Nearly every province sets new record for COVID-19 cases as Omicron sweeps Canada
Global News
After pausing the release of testing data during the holidays, some provinces and the northern territories at last helped provide a full view of the national surge in cases.
Nearly every Canadian province shattered its daily COVID-19 case count record Wednesday, as the Omicron variant sweeps across the country and brings a level of infection not seen before.
After pausing the release of testing data during the Christmas holiday, some provinces and the northern territories helped provide a full view of the national surge in cases, releasing up to six days’ worth of case numbers.
The results are not pretty. Over the course of December, Canada’s case positivity rate has quadrupled to reach 20 per cent of all tests performed over the past 24 hours — a rate not seen before in the nearly two-year-long pandemic.
The number of active cases, meanwhile, now sits at nearly 210,000, an almost ten-fold increase from mid-November. And the seven-day average has reached a record 25,000 infections per day — nearly 200 percent higher than the peak of the third wave last April — with a new high of 32,180 cases reported Wednesday alone.

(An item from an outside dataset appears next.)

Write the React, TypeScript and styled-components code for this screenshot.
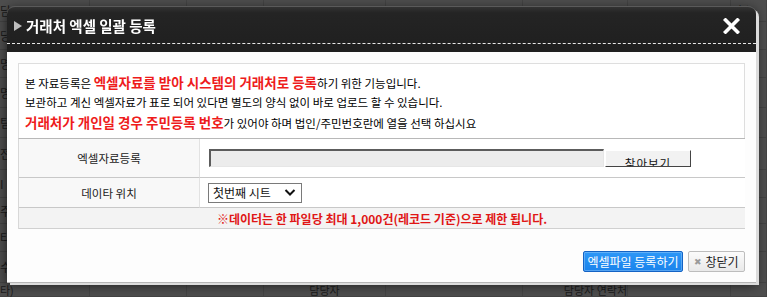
import React from "react";
import styled, { createGlobalStyle } from "styled-components";

const GlobalStyle = createGlobalStyle`
  html, body { margin: 0; padding: 0; }
  body {
    background: #4e4e4e;
    font-family: "Noto Sans CJK KR", "Noto Sans", sans-serif;
    overflow: hidden;
  }
`;

/* ---------- dimmed page behind the dialog ---------- */
const BgPage = styled.div`
  width: 767px;
  height: 297px;
  display: flex;
  flex-direction: column;
  overflow: hidden;
  color: #1c1c1c;
  font-size: 12px;
`;

const BgRow = styled.div<{ $h: number }>`
  height: ${(p) => p.$h}px;
  flex: none;
  display: grid;
  grid-template-columns: 90px 97px 77px 122px 137px 105px 103px 36px;
  border-bottom: 1px solid #434343;
  box-sizing: border-box;
`;

const BgCell = styled.div<{ $align?: string; $top?: boolean }>`
  border-right: 1px solid #444;
  display: flex;
  align-items: ${(p) => (p.$top ? "flex-start" : "center")};
  padding-top: ${(p) => (p.$top ? "1px" : "0")};
  font-size: ${(p) => (p.$top ? "11px" : "12px")};
  line-height: 12px;
  justify-content: ${(p) => p.$align || "flex-start"};
  white-space: nowrap;
  overflow: ${(p) => (p.$top ? "visible" : "hidden")};
`;

/* ---------- dialog ---------- */
const Overlay = styled.div`
  position: fixed;
  inset: 0;
`;

const Dialog = styled.div`
  position: absolute;
  left: 7px;
  top: 6px;
  width: 749px;
  display: flex;
  flex-direction: column;
  box-shadow: 0 1px 0 #b5b5b5, 3px 3px 0 #dcdcdc, 0 3px 12px rgba(0, 0, 0, 0.65);
  border-radius: 8px 8px 0 0;
`;

const Header = styled.div`
  background: linear-gradient(#333333 0px, #242424 6px, #1f1f1f 100%);
  border-radius: 8px 8px 0 0;
  padding-bottom: 8px;
  border-top: 1px solid #5a5a5a;
`;

const TitleRow = styled.div`
  height: 36px;
  display: flex;
  align-items: center;
  justify-content: space-between;
  padding: 0 16px 0 7px;
  border-bottom: 1px dashed #e8e8e8;
`;

const Title = styled.h1`
  margin: 0;
  display: flex;
  align-items: center;
  gap: 4px;
  color: #ffffff;
  font-size: 14.5px;
  font-weight: bold;
  letter-spacing: 0;
`;

const Arrow = styled.span`
  width: 0;
  height: 0;
  border-left: 8px solid #bdbdbd;
  border-top: 5px solid transparent;
  border-bottom: 5px solid transparent;
  margin-top: 1px;
`;

const CloseX = styled.button`
  border: 0;
  background: none;
  padding: 0;
  width: 17px;
  height: 16px;
  display: flex;
  margin-top: 1px;
  cursor: pointer;
`;

const Body = styled.div`
  background: #fdfdfd;
  padding: 11px 11px 10px;
  display: flex;
  flex-direction: column;
`;

const InfoBox = styled.div`
  border: 1px solid #dedede;
  border-bottom: 0;
  background: #ffffff;
  padding: 8px 6px 6px;
  font-size: 11.5px;
  color: #000;
  line-height: 20px;
`;

const InfoLine = styled.p`
  margin: 0;
  height: 20px;
  display: flex;
  align-items: baseline;
  white-space: pre;
`;

const Red = styled.span`
  color: #ee1c1c;
  font-size: 13.5px;
  font-weight: bold;
`;

const Table = styled.div`
  display: grid;
  grid-template-columns: 181px 1fr;
  border-top: 1px solid #b8b8b8;
  border-left: 1px solid #d8d8d8;
  font-size: 11.5px;
  color: #222;
`;

const Label = styled.div<{ $h: number }>`
  height: ${(p) => p.$h}px;
  box-sizing: border-box;
  display: flex;
  align-items: center;
  justify-content: center;
  background: #f8f8f8;
  border-right: 1px solid #e2e2e2;
  border-bottom: 1px solid #c8c8c8;
`;

const Value = styled.div<{ $h: number }>`
  height: ${(p) => p.$h}px;
  box-sizing: border-box;
  display: flex;
  align-items: center;
  padding-left: 9px;
  background: #ffffff;
  border-bottom: 1px solid #c8c8c8;
`;

const Notice = styled.div`
  grid-column: 1 / span 2;
  height: 21px;
  box-sizing: border-box;
  display: flex;
  align-items: center;
  justify-content: center;
  background: #f3f3f3;
  color: #e01616;
  font-weight: bold;
  font-size: 12px;
  border-bottom: 1px solid #d0d0d0;
`;

const FileRow = styled.div`
  display: flex;
  align-items: center;
  gap: 1px;
`;

const FileBox = styled.div`
  width: 395px;
  height: 18px;
  box-sizing: border-box;
  background: #ececec;
  border-top: 2px solid #5c5c5c;
  border-left: 2px solid #5c5c5c;
  border-right: 1px solid #e6e6e6;
  border-bottom: 1px solid #e6e6e6;
`;

const BrowseButton = styled.button`
  width: 86px;
  height: 17px;
  box-sizing: border-box;
  margin-top: 1px;
  padding: 5px 0 0;
  overflow: hidden;
  background: #f2f2f2;
  border: 0;
  border-top: 1px solid #fff;
  border-left: 1px solid #fff;
  border-right: 1px solid #444;
  border-bottom: 1px solid #444;
  font-family: inherit;
  font-size: 11.5px;
  line-height: 14px;
  color: #111;
  letter-spacing: 1px;
`;

const SelectWrap = styled.div`
  position: relative;
  width: 94px;
  height: 20px;
  margin-left: -1px;
`;

const Select = styled.select`
  appearance: none;
  width: 94px;
  height: 20px;
  box-sizing: border-box;
  border: 1px solid #7a7a7a;
  border-radius: 0;
  background: #fff;
  font-family: inherit;
  font-size: 12px;
  color: #111;
  padding: 0 0 0 4px;
`;

const Chevron = styled.svg`
  position: absolute;
  right: 6px;
  top: 5px;
  pointer-events: none;
`;

const Footer = styled.div`
  display: flex;
  justify-content: flex-end;
  gap: 5px;
  margin-top: 22px;
`;

const PrimaryButton = styled.button`
  height: 21px;
  width: 100px;
  box-sizing: border-box;
  border: 1px solid #1463c4;
  border-radius: 2px;
  background: linear-gradient(#2d97f7, #1a83ec);
  box-shadow: inset 0 0 0 1px rgba(255, 255, 255, 0.25);
  color: #fff;
  font-family: inherit;
  font-size: 12px;
  padding: 0;
`;

const GrayButton = styled.button`
  height: 21px;
  width: 57px;
  box-sizing: border-box;
  border: 1px solid #bdbdbd;
  border-radius: 2px;
  background: linear-gradient(#fbfbfb, #e9e9e9);
  color: #222;
  font-family: inherit;
  font-size: 12px;
  padding: 0;
  display: flex;
  align-items: center;
  justify-content: center;
  gap: 3px;
`;

const SmallX = styled.span`
  color: #9a9a9a;
  font-size: 9px;
`;

type BgCellData = [string, string];
const e: BgCellData = ["", ""];
const leftRow = (t: string): BgCellData[] => [[t, ""], e, e, e, e, e, e, e];

const bgRows: { h: number; top?: boolean; cells: BgCellData[] }[] = [
  { h: 22, cells: [["담", ""], e, e, e, e, e, e, ["번호", ""]] },
  { h: 28, cells: [["당", ""], e, e, e, e, e, e, ["번호", ""]] },
  { h: 28, cells: leftRow("명") },
  { h: 30, cells: leftRow("명") },
  { h: 30, cells: leftRow("팀") },
  { h: 32, cells: leftRow("전") },
  { h: 28, cells: leftRow("I") },
  { h: 26, cells: leftRow("주") },
  { h: 28, cells: leftRow("타)") },
  { h: 31, cells: leftRow("수") },
  { h: 14, top: true, cells: [["타)", ""], e, e, ["담당자", "center"], e, ["담당자 연락처", "flex-end"], e, e] },
];

export default function App() {
  return (
    <>
      <GlobalStyle />
      <BgPage>
        {bgRows.map((r, i) => (
          <BgRow key={i} $h={r.h}>
            {r.cells.map(([t, a], j) => (
              <BgCell key={j} $align={a || undefined} $top={r.top}>
                {t}
              </BgCell>
            ))}
          </BgRow>
        ))}
      </BgPage>
      <Overlay>
        <Dialog>
          <Header>
            <TitleRow>
              <Title>
                <Arrow />
                거래처 엑셀 일괄 등록
              </Title>
              <CloseX aria-label="닫기">
                <svg width="17" height="16" viewBox="0 0 17 16">
                  <path d="M2.5 2 L14.5 14 M14.5 2 L2.5 14" stroke="#fff" strokeWidth="3.6" strokeLinecap="square" />
                </svg>
              </CloseX>
            </TitleRow>
          </Header>
          <Body>
            <InfoBox>
              <InfoLine>
                본 자료등록은 <Red>엑셀자료를 받아 시스템의 거래처로 등록</Red>하기 위한 기능입니다.
              </InfoLine>
              <InfoLine>보관하고 계신 엑셀자료가 표로 되어 있다면 별도의 양식 없이 바로 업로드 할 수 있습니다.</InfoLine>
              <InfoLine>
                <Red>거래처가 개인일 경우 주민등록 번호</Red>가 있어야 하며 법인/주민번호란에 열을 선택 하십시요
              </InfoLine>
            </InfoBox>
            <Table>
              <Label $h={39}>엑셀자료등록</Label>
              <Value $h={39}>
                <FileRow>
                  <FileBox />
                  <BrowseButton>찾아보기</BrowseButton>
                </FileRow>
              </Value>
              <Label $h={30}>데이타 위치</Label>
              <Value $h={30}>
                <SelectWrap>
                  <Select defaultValue="1">
                    <option value="1">첫번째 시트</option>
                  </Select>
                  <Chevron width="12" height="9" viewBox="0 0 12 9">
                    <path d="M1.5 2 L6 6.5 L10.5 2" fill="none" stroke="#111" strokeWidth="2" />
                  </Chevron>
                </SelectWrap>
              </Value>
              <Notice>※데이터는 한 파일당 최대 1,000건(레코드 기준)으로 제한 됩니다.</Notice>
            </Table>
            <Footer>
              <PrimaryButton>엑셀파일 등록하기</PrimaryButton>
              <GrayButton>
                <SmallX>✖</SmallX>창닫기
              </GrayButton>
            </Footer>
          </Body>
        </Dialog>
      </Overlay>
    </>
  );
}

Experts say the real number of cases is likely higher because some provinces are hitting their testing capacities and some residents are using rapid tests.
Health officials across the country have pinned the rapid acceleration of cases on the Omicron variant, which Canada’s chief public health officer Dr. Theresa Tam said Wednesday is “quickly” displacing Delta as the dominant variant in the country.
The surge has prompted new restrictions in several provinces, which have also begun to address how the new wave will impact the return to school.
In Newfoundland and Labrador, health officials announced that schools would shift to remote learning after the holiday break. The announcement came one day after Nova Scotia extended the holiday break for students in that province by one week in order to slow the spread of Omicron.